Otra intuición de la Fundación Oasis consiste en que la educación es el instrumento privilegiado para favorecer una verdadera relación entre cristianos y musulmanes en los países en que conviven. Pero es necesario aclarar, apunta el cardenal Scola, de qué educación se trata, porque también existe un tipo de educación que cierra en sí mismo e incluso fomenta la violencia (ahí está el caso de las madrasas fundamentalistas) y otro que disuelve todas las certezas e inclina al nihilismo (como sucede en tantas escuelas de Occidente). «Necesitamos una educación que sepa conjugar verdad y libertad, sostiene el Patriarca de Venecia, ésta es la base de cualquier discurso sobre el diálogo». El diálogo que ahora tiene lugar en Beirut puede alumbrar hasta qué punto se puede avanzar en campos tan decisivos como la racionalidad de la fe, el valor de la libertad en la búsqueda y asunción de la verdad, y por supuesto el rechazo del recurso a la violencia. Temas todos ellos cruciales para que el diálogo entre cristianos y musulmanes sea algo más que juegos florales en los que, por cierto, suelen sacrificarse los padecimientos de las sufridas minorías cristianas de Oriente Medio.

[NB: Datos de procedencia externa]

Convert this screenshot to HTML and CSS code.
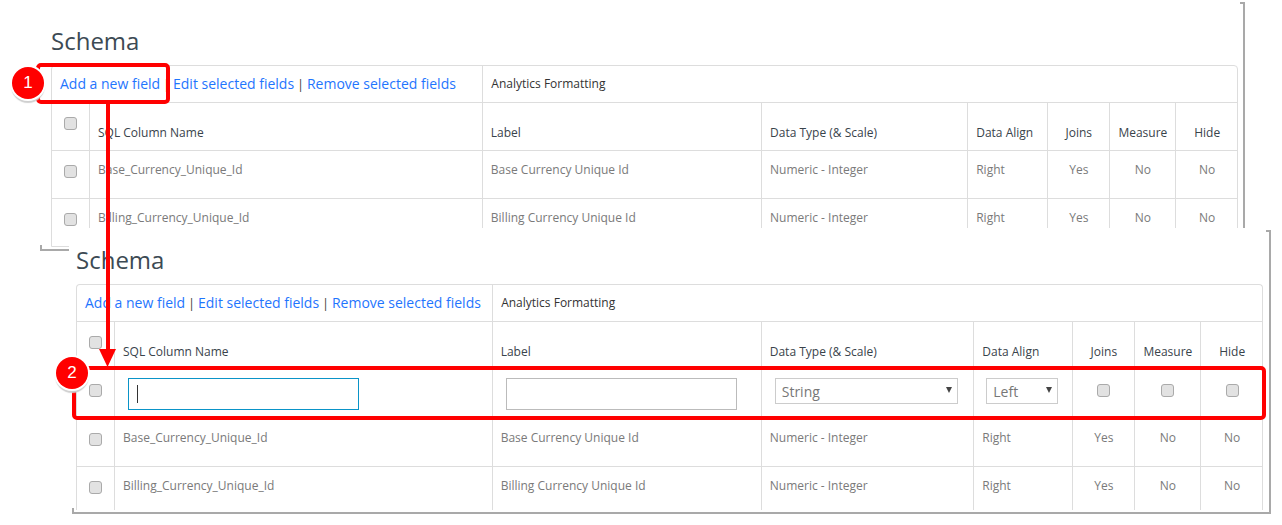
FILE: index.html
```html
<!DOCTYPE html>
<html lang="en">
<head>
<meta charset="utf-8">
<title>Schema</title>
<link rel="stylesheet" href="styles.css">
</head>
<body>
<section class="window window-a">
  <h2 class="title">Schema</h2>
  <div class="table-clip">
    <table class="schema schema-a">
      <colgroup><col class="c-check"><col class="c-name"><col class="c-label"><col class="c-type"><col class="c-align"><col class="c-joins"><col class="c-measure"><col class="c-hide"></colgroup>
      <tr class="toolbar">
        <td colspan="2"><a href="#">Add a new field</a> | <a href="#">Edit selected fields</a> | <a href="#">Remove selected fields</a></td>
        <td colspan="6">Analytics Formatting</td>
      </tr>
      <tr class="head">
        <th class="check"><input type="checkbox" class="box"></th>
        <th>SQL Column Name</th><th>Label</th><th>Data Type (&amp; Scale)</th><th>Data Align</th>
        <th class="mid">Joins</th><th class="mid">Measure</th><th class="mid">Hide</th>
      </tr>
      <tr class="row">
        <td class="check"><input type="checkbox" class="box"></td>
        <td>Base_Currency_Unique_Id</td><td>Base Currency Unique Id</td><td>Numeric - Integer</td><td>Right</td>
        <td class="mid">Yes</td><td class="mid">No</td><td class="mid">No</td>
      </tr>
      <tr class="row">
        <td class="check"><input type="checkbox" class="box"></td>
        <td>Billing_Currency_Unique_Id</td><td>Billing Currency Unique Id</td><td>Numeric - Integer</td><td>Right</td>
        <td class="mid">Yes</td><td class="mid">No</td><td class="mid">No</td>
      </tr>
    </table>
  </div>
</section>

<section class="window window-b">
  <h2 class="title">Schema</h2>
  <div class="table-clip">
    <table class="schema schema-b">
      <colgroup><col class="c-check"><col class="c-name"><col class="c-label"><col class="c-type"><col class="c-align"><col class="c-joins"><col class="c-measure"><col class="c-hide"></colgroup>
      <tr class="toolbar">
        <td colspan="2"><a href="#">Add a new field</a> | <a href="#">Edit selected fields</a> | <a href="#">Remove selected fields</a></td>
        <td colspan="6">Analytics Formatting</td>
      </tr>
      <tr class="head">
        <th class="check"><input type="checkbox" class="box"></th>
        <th>SQL Column Name</th><th>Label</th><th>Data Type (&amp; Scale)</th><th>Data Align</th>
        <th class="mid">Joins</th><th class="mid">Measure</th><th class="mid">Hide</th>
      </tr>
      <tr class="row edit">
        <td class="check"><input type="checkbox" class="box"></td>
        <td><span class="field focused"><input type="text" class="text"></span></td>
        <td><span class="field"><input type="text" class="text"></span></td>
        <td><span class="pick pick-type"><select><option>String</option></select></span></td>
        <td><span class="pick pick-align"><select><option>Left</option></select></span></td>
        <td class="mid"><input type="checkbox" class="box"></td>
        <td class="mid"><input type="checkbox" class="box"></td>
        <td class="mid"><input type="checkbox" class="box"></td>
      </tr>
      <tr class="row">
        <td class="check"><input type="checkbox" class="box"></td>
        <td>Base_Currency_Unique_Id</td><td>Base Currency Unique Id</td><td>Numeric - Integer</td><td>Right</td>
        <td class="mid">Yes</td><td class="mid">No</td><td class="mid">No</td>
      </tr>
      <tr class="row">
        <td class="check"><input type="checkbox" class="box"></td>
        <td>Billing_Currency_Unique_Id</td><td>Billing Currency Unique Id</td><td>Numeric - Integer</td><td>Right</td>
        <td class="mid">Yes</td><td class="mid">No</td><td class="mid">No</td>
      </tr>
    </table>
  </div>
</section>

<div class="callout callout-1"></div>
<div class="callout callout-2"></div>
<svg class="arrow" width="18" height="264" viewBox="0 0 18 264" aria-hidden="true">
  <rect x="7" y="0" width="4" height="246" fill="#f00"/>
  <polygon points="0,245 17,245 8.5,263" fill="#f00"/>
</svg>
<div class="badge badge-1">1</div>
<div class="badge badge-2">2</div>
</body>
</html>
```
FILE: styles.css
```css
* { box-sizing: border-box; }
html, body { margin: 0; height: 525px; overflow: hidden; background: #fff; }
body { position: relative; font: 12px/17px "Open Sans", sans-serif; color: #333; }

/* The two pasted screenshots lie on a free canvas */
.window { position: absolute; background: #fff; border-right: 2px solid #a9a9a9; border-bottom: 2px solid #a9a9a9; }
.window::before { content: ""; position: absolute; top: 0; right: 0; width: 3px; height: 2px; background: #a9a9a9; }
.window::after { content: ""; position: absolute; bottom: 0; left: 0; width: 2px; height: 4px; background: #a9a9a9; }
.window-a { left: 40px; top: 2px; width: 1205px; height: 249px; padding: 22px 0 0 11px; }
.window-b { left: 72px; top: 230px; width: 1199px; height: 284px; padding: 13px 0 0 4px; box-shadow: -3px -2px 0 #fff; }

.title { margin: 0 0 7px; font-weight: 400; font-size: 24px; line-height: 34px; color: #3c4a54; }

.table-clip { width: 1187px; overflow: hidden; border: 1px solid #ddd; border-radius: 4px 4px 0 0; }
.window-a .table-clip { height: 182px; }
.window-b .table-clip { height: 226px; border-bottom: 0; }

.schema { width: 1186px; table-layout: fixed; border-collapse: collapse; }
.schema td, .schema th { padding: 0 8px; border: 1px solid #ddd; text-align: left; }
.schema tr:first-child td { border-top: 0; }
.schema tr td:first-child, .schema tr th:first-child { border-left: 0; }
.schema tr td:last-child, .schema tr th:last-child { border-right: 0; }

.c-check { width: 37px; }
.schema-a .c-name { width: 393px; }
.schema-a .c-label { width: 279px; }
.schema-a .c-type { width: 206px; }
.schema-a .c-align { width: 80px; }
.schema-b .c-name { width: 378px; }
.schema-b .c-label { width: 269px; }
.schema-b .c-type { width: 212.5px; }
.schema-b .c-align { width: 99px; }
.c-joins { width: 62px; }
.c-measure { width: 66px; }
.c-hide { width: 62px; }

.toolbar td { height: 36px; vertical-align: middle; color: #333; }
.toolbar a { font-size: 14px; color: #1f75fe; text-decoration: none; }

.head th { height: 48px; padding-top: 21px; vertical-align: top; color: #39434b; font-weight: 400; }
.row td { height: 48px; padding-top: 10px; vertical-align: top; color: #7a7a7a; }
.schema .check { padding: 14px 0 0 1px; text-align: center; }
.schema .row .check { padding-top: 14px; }
.schema tr > :nth-child(2) { padding-left: 8.5px; }
.schema .mid { padding-left: 0; padding-right: 0; text-align: center; }

.box { appearance: none; display: block; margin: 0 auto; width: 13px; height: 13px; background: #e2e2e2; border: 1px solid #aaa; border-radius: 3px; }
.schema .edit td { padding-top: 8px; height: 49px; }
.schema .edit .check, .schema .edit .mid { padding-top: 14px; }

.field { position: relative; display: block; margin-left: 5px; width: 231px; height: 32px; }
.text { display: block; width: 100%; height: 100%; margin: 0; padding: 0; background: #fff; border: 1px solid #bbb; outline: 0; }
.focused .text { border-color: #0a94c8; }
.focused::after { content: ""; position: absolute; left: 9px; top: 7px; width: 1px; height: 18px; background: #333; }

.pick { position: relative; display: block; height: 26px; }
.pick-type { margin-left: 5px; width: 183px; }
.pick-align { margin-left: 4px; width: 72px; }
.pick select { appearance: none; display: block; width: 100%; height: 100%; margin: 0; padding: 2px 0 0 6px; font: 14px "Open Sans", sans-serif; color: #777; background: #fff; border: 1px solid #ccc; border-radius: 0; }
.pick::after { content: ""; position: absolute; right: 6px; top: 9px; border: 3px solid transparent; border-top: 6px solid #444; border-bottom: 0; }

/* Annotations drawn over the screenshots */
.callout { position: absolute; border: 4px solid #f00; border-radius: 5px; }
.callout-1 { left: 36px; top: 63px; width: 134px; height: 41px; }
.callout-2 { left: 72px; top: 366px; width: 1194px; height: 54px; }
.arrow { position: absolute; left: 99px; top: 104px; }
.badge { position: absolute; width: 32px; height: 32px; border-radius: 50%; background: #f00; color: #fff; font: 17px/31px "Liberation Sans", sans-serif; text-align: center; box-shadow: 0 0 0 2px #fff, 0 3px 1px 1px #cfcfcf; }
.badge-1 { left: 12px; top: 67px; }
.badge-2 { left: 56px; top: 357px; }
```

Hay un último aspecto de la cuestión que hasta ahora se ha aireado poco. Conocemos la expansión de las comunidades musulmanas en Europa, y el reto que ello plantea para este diálogo y para la convivencia civil. Pero nos resulta menos conocida la creciente presencia de inmigrantes cristianos en países como Arabia Saudí, Yemen, Emiratos Árabes o Qatar. Se trata de cifras ya muy apreciables, más de dos millones, en su mayor parte trabajadores procedentes de Filipinas, India, Sri Lanka, y también de América Latina. La situación de estos cristianos, por lo que se refiere a su libertad religiosa y condiciones de vida, oscila entre la clandestinidad y la precariedad más absoluta, y ya no se trata de casos aislados. Para la Iglesia éste es un nuevo desafío de futuro: acompañar y sostener a estos católicos en un contexto muy difícil (pensemos, por ejemplo, que en la mayoría de los casos es imposible la entrada de sacerdotes o la disposición de lugares de culto), y también integrar este nuevo factor en el diálogo abierto con el islam. Será difícil, pero la apuesta de Oasis es de las que llevan encendidas las luces largas.